Hasegawa Saketen 酒友 (Tokyo)

Location: Tokyo, Japan
Address: 4-12-10 Jingumae,Shibuya (3F) but various other locations
Website: http://www.hasegawasaketen.com/index_en.html

Hasegawa Saketen is a retail store with an onsite stand-up tasting bar.  With various locations across Tokyo, we stopped by the Omotesando Hills location situated on the third floor of an architectural high-end mall.

Sure you could have a glass of beer or wine, but what Hasegawa is known for is their artisan sakes. Their website describes Koichi Hasegawa, the president, as a powerful sake critic in Japan. But, he believes anyone can get to know sake and what it takes is more experiences with tasting it. Lucky for me, as up until this point I’ve only tried it a handful of times and know little about this Japanese rice-based spirit.
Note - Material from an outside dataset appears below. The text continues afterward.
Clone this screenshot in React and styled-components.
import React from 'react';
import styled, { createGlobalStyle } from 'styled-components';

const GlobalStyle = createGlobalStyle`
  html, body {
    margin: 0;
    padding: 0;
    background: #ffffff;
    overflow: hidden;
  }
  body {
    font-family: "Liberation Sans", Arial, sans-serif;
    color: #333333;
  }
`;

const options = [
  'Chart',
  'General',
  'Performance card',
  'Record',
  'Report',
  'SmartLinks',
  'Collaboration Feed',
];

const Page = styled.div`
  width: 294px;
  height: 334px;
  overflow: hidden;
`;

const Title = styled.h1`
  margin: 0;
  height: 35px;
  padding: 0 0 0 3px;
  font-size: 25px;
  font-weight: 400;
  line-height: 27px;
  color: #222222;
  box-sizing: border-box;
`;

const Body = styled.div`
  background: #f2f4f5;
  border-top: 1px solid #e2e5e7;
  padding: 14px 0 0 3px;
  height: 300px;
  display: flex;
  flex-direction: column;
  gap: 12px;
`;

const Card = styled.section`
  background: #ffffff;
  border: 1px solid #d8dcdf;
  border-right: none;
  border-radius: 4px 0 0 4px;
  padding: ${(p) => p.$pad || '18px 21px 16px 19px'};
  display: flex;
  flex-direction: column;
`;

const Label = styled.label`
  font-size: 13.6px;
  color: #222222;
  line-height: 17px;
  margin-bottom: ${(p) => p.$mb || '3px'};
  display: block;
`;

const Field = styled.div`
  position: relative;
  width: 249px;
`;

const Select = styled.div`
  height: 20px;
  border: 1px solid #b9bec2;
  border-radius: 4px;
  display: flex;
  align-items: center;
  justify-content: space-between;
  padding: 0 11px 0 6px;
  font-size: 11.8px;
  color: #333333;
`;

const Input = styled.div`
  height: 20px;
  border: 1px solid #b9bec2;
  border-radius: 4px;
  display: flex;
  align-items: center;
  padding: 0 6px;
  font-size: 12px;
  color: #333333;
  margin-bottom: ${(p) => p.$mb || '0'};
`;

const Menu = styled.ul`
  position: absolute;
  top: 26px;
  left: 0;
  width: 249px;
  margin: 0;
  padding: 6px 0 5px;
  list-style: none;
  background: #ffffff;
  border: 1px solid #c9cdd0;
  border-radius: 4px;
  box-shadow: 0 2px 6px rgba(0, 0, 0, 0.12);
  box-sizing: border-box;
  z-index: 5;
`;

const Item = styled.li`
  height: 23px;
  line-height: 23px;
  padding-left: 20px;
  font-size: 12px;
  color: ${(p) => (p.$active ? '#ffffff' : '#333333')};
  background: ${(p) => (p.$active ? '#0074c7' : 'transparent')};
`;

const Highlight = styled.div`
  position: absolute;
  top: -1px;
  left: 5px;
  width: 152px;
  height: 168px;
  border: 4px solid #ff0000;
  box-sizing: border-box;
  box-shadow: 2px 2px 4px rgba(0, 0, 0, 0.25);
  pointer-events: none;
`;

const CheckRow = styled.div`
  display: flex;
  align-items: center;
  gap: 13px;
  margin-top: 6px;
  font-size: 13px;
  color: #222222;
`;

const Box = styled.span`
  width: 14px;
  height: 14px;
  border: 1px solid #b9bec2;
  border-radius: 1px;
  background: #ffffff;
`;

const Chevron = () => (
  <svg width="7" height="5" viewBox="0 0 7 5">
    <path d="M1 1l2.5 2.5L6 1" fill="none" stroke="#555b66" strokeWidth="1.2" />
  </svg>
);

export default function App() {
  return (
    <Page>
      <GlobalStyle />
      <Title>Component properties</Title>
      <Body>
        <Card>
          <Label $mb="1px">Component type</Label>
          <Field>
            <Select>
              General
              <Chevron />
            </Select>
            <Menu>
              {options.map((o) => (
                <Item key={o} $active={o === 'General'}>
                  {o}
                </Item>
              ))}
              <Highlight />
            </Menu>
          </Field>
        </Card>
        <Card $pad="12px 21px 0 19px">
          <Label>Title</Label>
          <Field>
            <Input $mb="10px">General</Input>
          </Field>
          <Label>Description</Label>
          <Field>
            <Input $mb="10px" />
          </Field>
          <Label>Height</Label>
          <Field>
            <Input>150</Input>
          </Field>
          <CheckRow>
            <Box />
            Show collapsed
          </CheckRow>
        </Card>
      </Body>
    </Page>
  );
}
For the first round, we decided to rely on the expertise of the bartender and informed him, with the help of a Japanese speaking friend, that we like dry and crisp tasting sakes. He pours us three different kinds – my apologizes I can’t remember the names of them but the bottles are pictured for your reference and each shot ranged from ¥500 to ¥600.

When they are presented side by side, the differences are apparent simply by looking at them.  The cloudier one, we’re told, is younger and therefore has more impurities in it. In fact, the bullseye coasters are supposed to help you look through the sake to spot any sediment.
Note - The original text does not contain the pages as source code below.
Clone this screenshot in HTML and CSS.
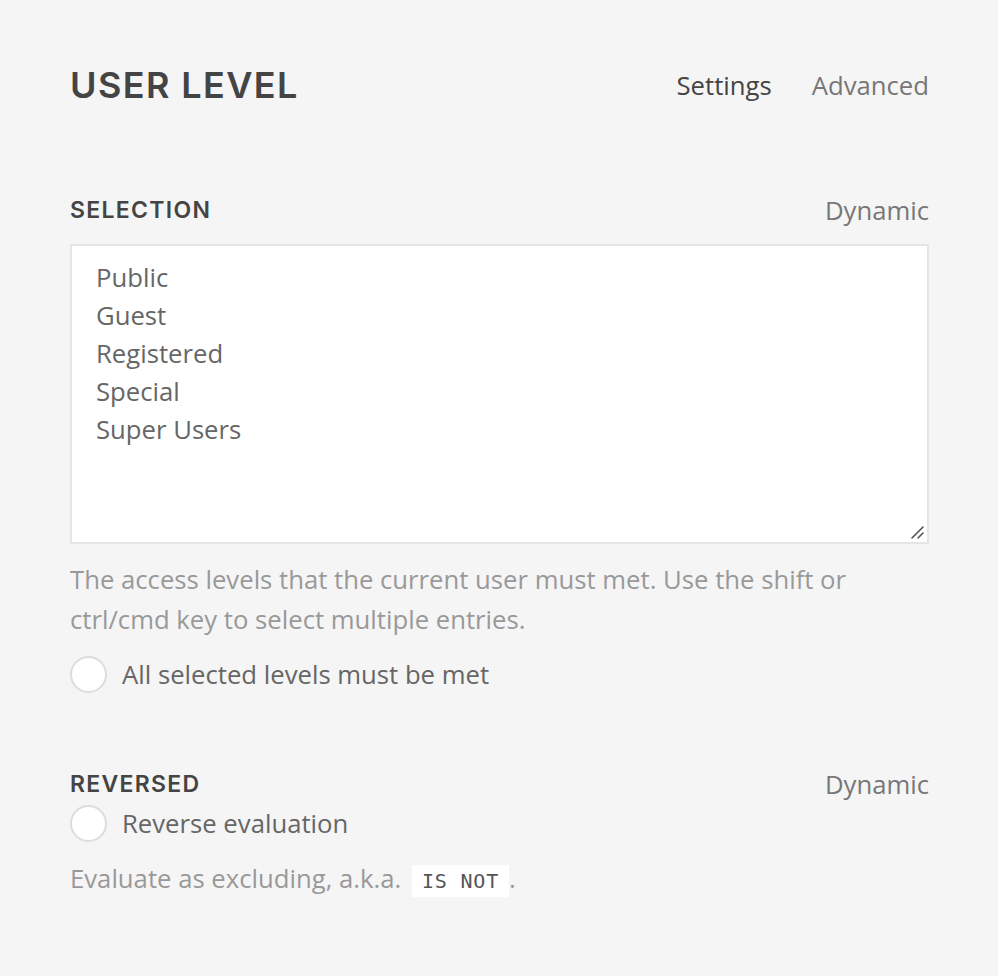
FILE: index.html
```html
<!DOCTYPE html>
<html>
<head>
<meta charset="utf-8">
<link rel="stylesheet" href="styles.css">
</head>
<body>
<div class="panel">
  <header class="top">
    <h1 class="title">USER LEVEL</h1>
    <nav class="tabs">
      <span class="tab active">Settings</span>
      <span class="tab">Advanced</span>
    </nav>
  </header>

  <section class="field field-selection">
    <div class="field-head">
      <h2 class="label">SELECTION</h2>
      <span class="dynamic">Dynamic</span>
    </div>
    <div class="listbox">
      <div class="opt">Public</div>
      <div class="opt">Guest</div>
      <div class="opt">Registered</div>
      <div class="opt">Special</div>
      <div class="opt">Super Users</div>
      <svg class="grip" width="16" height="16" viewBox="0 0 16 16"><path d="M3 14 L14 3 M9 14 L14 9" stroke="#555" stroke-width="1.6" stroke-linecap="round"/></svg>
    </div>
    <p class="help">The access levels that the current user must met. Use the shift or ctrl/cmd key to select multiple entries.</p>
    <label class="check"><span class="circle"></span><span>All selected levels must be met</span></label>
  </section>

  <section class="field field-reversed">
    <div class="field-head">
      <h2 class="label">REVERSED</h2>
      <span class="dynamic">Dynamic</span>
    </div>
    <label class="check tight"><span class="circle"></span><span>Reverse evaluation</span></label>
    <p class="help">Evaluate as excluding, a.k.a. <code class="code">IS NOT</code>.</p>
  </section>
</div>
</body>
</html>
```

FILE: styles.css
```css
html, body {
  margin: 0;
  padding: 0;
  background: #f5f5f5;
}
body {
  font-family: "Open Sans", sans-serif;
  color: #666;
}
.panel {
  padding: 57px 69px 0 70px;
}
.top {
  display: flex;
  justify-content: space-between;
  align-items: center;
  height: 56px;
}
.title {
  margin: 0;
  font-family: "Inter", sans-serif;
  font-weight: 600;
  font-size: 36px;
  color: #444;
  letter-spacing: 1.4px;
}
.tabs {
  display: flex;
  gap: 40px;
  font-size: 25.7px;
}
.tab { color: #777; }
.tab.active { color: #444; }

.field-selection { margin-top: 80px; }
.field-head {
  display: flex;
  justify-content: space-between;
  align-items: center;
  height: 34px;
}
.label {
  margin: 0;
  font-family: "Inter", sans-serif;
  font-weight: 600;
  font-size: 23px;
  color: #444;
  letter-spacing: 1.3px;
}
.dynamic {
  font-size: 25.7px;
  color: #777;
}
.listbox {
  position: relative;
  margin-top: 17px;
  background: #fff;
  border: 2px solid #e5e5e5;
  padding: 13px 24px;
  box-sizing: border-box;
  height: 300px;
}
.opt {
  font-size: 25.7px;
  line-height: 38px;
  color: #666;
}
.grip {
  position: absolute;
  right: 2px;
  bottom: 2px;
}
.help {
  margin: 16px 0 0;
  font-size: 25.7px;
  line-height: 40px;
  color: #999;
}
.check {
  display: flex;
  align-items: center;
  gap: 15px;
  margin-top: 14px;
  font-size: 25.7px;
  color: #666;
  height: 40px;
}
.circle {
  width: 33px;
  height: 33px;
  border: 2px solid #ddd;
  border-radius: 50%;
  background: #fff;
  flex: none;
}
.field-reversed { margin-top: 73px; }
.field-reversed .check { margin-top: 2px; }
.field-reversed .help { margin-top: 16px; }
.code {
  font-family: "DejaVu Sans Mono", monospace;
  font-size: 20px;
  letter-spacing: 0.8px;
  color: #555;
  background: #fff;
  padding: 4px 10px;
  margin-left: 4px;
}
```
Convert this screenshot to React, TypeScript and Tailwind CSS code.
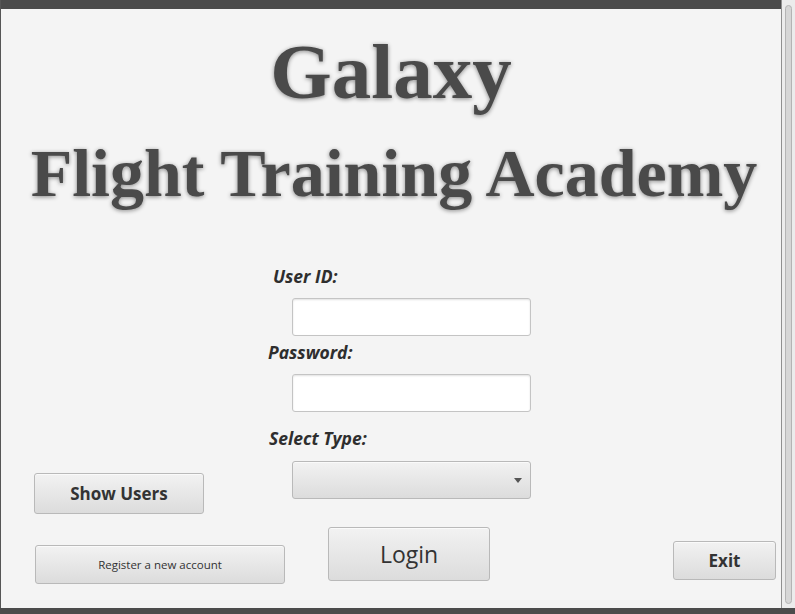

My favourite one was the one on the left, which had that clean & crisp taste and drier finish we liked. Meanwhile, the younger sake was a bit harsh for my palette and the one on the right a tad sweet.

For the second round, we ordered things off the menu which sounded interesting.  My choice was sparkling sake (¥400), which based on the menu changes daily. During our visit, it was gorgeous pink colour and arrived in a flute looking and even tasting like champagne.  My husband opted for the kanehachi genshu shochu (¥525; pictured on the right), another type of distilled spirit except in this case made with barley (although Hasegawa also offered another made with sweet potato). Shochu, with its 42% alcohol content, is like sipping tequila and I really could have used a lime afterwards.  In the middle, was another sake called ugonotuski Daiginyo (¥800) and interestingly was served in a wine glass. Perhaps, it’s the glass, but I loved being able to swirl it and stick your nose in to really smell it.  Out of everything I tasted, this was definitely the best – still a crisp dry finish but with a bit more body.

A huge thank you to our friend L. in Japan for introducing us to Hasegawa, it was a lovely end to an afternoon of site seeing.  Hasegawa also has a fridge the size of a wall filled with sakes to purchase and bring home.  If liquor isn’t your thing, there are also glasses, accessories and snacks that would make great souvenirs and gifts.